RE: Proposed changes to UTF-8 draft from Francois Yergeau on 2003-01-10 (ietf-charsets@w3.org from January to March 2003)

From: Francois Yergeau <FYergeau@alis.com>
Date: Fri, 10 Jan 2003 14:47:53 -0500
To: ietf-charsets@iana.org
Message-id: <F7D4BDA0E5A1D14B99D32C022AEB7366A507D2@alis-2k.alis.domain>

Keld Jørn Simonsen wrote:
> I think we should keep ourselves to open standards whenever possible,
> and avoid industry standards like Unicode if we can.

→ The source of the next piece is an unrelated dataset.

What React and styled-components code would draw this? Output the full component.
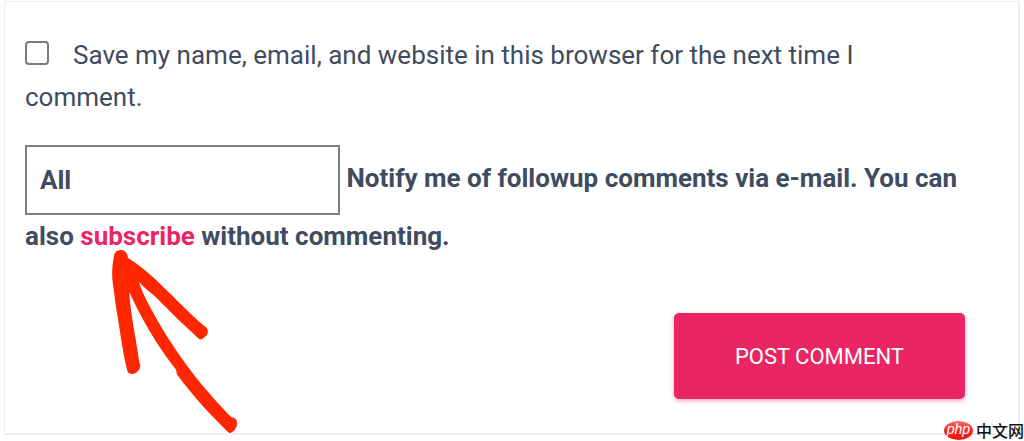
import React from "react";
import styled, { createGlobalStyle } from "styled-components";

const GlobalStyle = createGlobalStyle`
  *,
  *::before,
  *::after {
    box-sizing: border-box;
  }
  body {
    margin: 0;
    background-color: #fff;
    color: #3f4c5f;
    font-family: Roboto, "Liberation Sans", sans-serif;
    font-size: 26px;
    line-height: 42px;
  }
`;

const Page = styled.main`
  position: relative;
  padding: 1px 4px 5px;
`;

const CommentForm = styled.form`
  display: flex;
  flex-direction: column;
  padding: 32px 53px 34px 20px;
  border: 1px solid #eeeeee;
  border-right-width: 2px;
  border-bottom-width: 2px;
`;

const ConsentField = styled.p`
  margin: 0 0 27px;
`;

const Checkbox = styled.input`
  appearance: none;
  width: 24px;
  height: 24px;
  margin: 0 24px 0 0;
  border: 2px solid #7a7a7a;
  border-radius: 4px;
  background-color: #fff;
  vertical-align: -1px;
  &:checked {
    background-color: #e92663;
  }
`;

const NotifyField = styled.p`
  margin: 0 0 56px;
  font-weight: 700;
`;

const Select = styled.select`
  appearance: none;
  width: 315px;
  height: 70px;
  padding: 0 13px;
  border: 2px solid #7f7f7f;
  border-radius: 0;
  background-color: #fff;
  color: inherit;
  font: inherit;
  vertical-align: middle;
`;

const Link = styled.a`
  color: #e92663;
  text-decoration: none;
`;

const SubmitButton = styled.button`
  align-self: flex-end;
  height: 86px;
  padding: 0 61px;
  border: none;
  border-radius: 5px;
  background-color: #e92663;
  box-shadow: 0 2px 5px rgba(233, 38, 99, 0.4);
  color: #fff;
  font-family: inherit;
  font-size: 22px;
  text-transform: uppercase;
  cursor: pointer;
`;

const ArrowMark = styled.svg`
  position: absolute;
  top: 248px;
  left: 110px;
  width: 130px;
  height: 187px;
  pointer-events: none;
`;

const Brand = styled.div`
  position: absolute;
  right: 0;
  bottom: 0;
  display: flex;
  align-items: center;
  gap: 3px;
  height: 20px;
  color: #111;
  font-family: "Noto Sans CJK SC", sans-serif;
  font-size: 16px;
  font-weight: 500;
  line-height: 20px;
`;

const BrandBadge = styled.span`
  display: flex;
  align-items: center;
  justify-content: center;
  width: 29px;
  height: 19px;
  padding-bottom: 2px;
  border-radius: 50%;
  background: linear-gradient(#fb6a62, #ee2a28 55%, #f5100f);
  color: #fff;
  font-family: "Liberation Sans", sans-serif;
  font-size: 14px;
  font-style: italic;
  line-height: 16px;
`;

const Arrow = () => (
  <ArrowMark viewBox="60 54 390 561" aria-hidden="true">
    <path
      fill="#ff2600"
      d="M72 78 C73 65 83 60 95 60 C106 61 112 70 114 84 C142 101 170 124 195 147 C237 186 292 243 325 273 L346 290 C355 296 355 307 351 315 L337 327 C330 331 325 325 320 320 L291 293 C260 265 224 227 193 197 C177 185 161 171 147 156 C154 181 168 210 185 240 C214 295 250 351 288 403 C325 455 378 515 424 562 C437 562 443 573 441 585 C438 597 430 606 420 610 C410 604 405 597 399 591 C352 545 298 484 262 434 C258 429 262 425 256 416 C199 345 151 259 118 186 C119 234 136 317 143 364 C145 381 147 393 151 407 C149 419 142 430 127 432 C115 432 112 427 111 418 C98 363 90 304 82 254 C75 216 73 187 69 164 C64 133 67 104 72 78 Z"
    />
  </ArrowMark>
);

const App = () => {
  return (
    <>
      <GlobalStyle />
      <Page>
        <CommentForm onSubmit={(e) => e.preventDefault()}>
          <ConsentField>
            <Checkbox type="checkbox" id="consent" name="consent" />
            <label htmlFor="consent">
              Save my name, email, and website in this browser for the next time
              I comment.
            </label>
          </ConsentField>
          <NotifyField>
            <Select id="notify" name="notify" defaultValue="all">
              <option value="all">All</option>
              <option value="replies">Replies to my comments</option>
              <option value="none">Don't subscribe</option>
            </Select>{" "}
            <label htmlFor="notify">
              Notify me of followup comments via e-mail.
            </label>{" "}
            You can also <Link href="#subscribe">subscribe</Link> without
            commenting.
          </NotifyField>
          <SubmitButton type="submit">Post Comment</SubmitButton>
        </CommentForm>
        <Arrow />
        <Brand>
          <BrandBadge>php</BrandBadge>
          中文网
        </Brand>
      </Page>
    </>
  );
};

export default App;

I dispute the characterization of ISO standards as open.  The
standardization process is totally closed (only National Bodies can play)
and the standards themselves, with few exceptions not including 10646, are
available only for money.

> 10646 is pretty explicit about not using surrogates in UTF-8,
> as far as I know. Always was.

Please re-read Annex D.  The only mention is this Note:

  NOTE 1 - Values of x in the range 0000 D800 .. 0000 DFFF
  are reserved for the UTF-16 form and do not occur in UCS-4.
  The values 0000 FFFE and 0000 FFFF also do not occur
  (see clause 8). The mappings of these code positions in
  UTF-8 are undefined.

There's a later section D.7 "Incorrect sequences of octets: Interpretation
by receiving devices" which is totally silent on decoding surrogates and
overlong sequences.

-- 
François

Received on Friday, 10 January 2003 14:48:37 UTC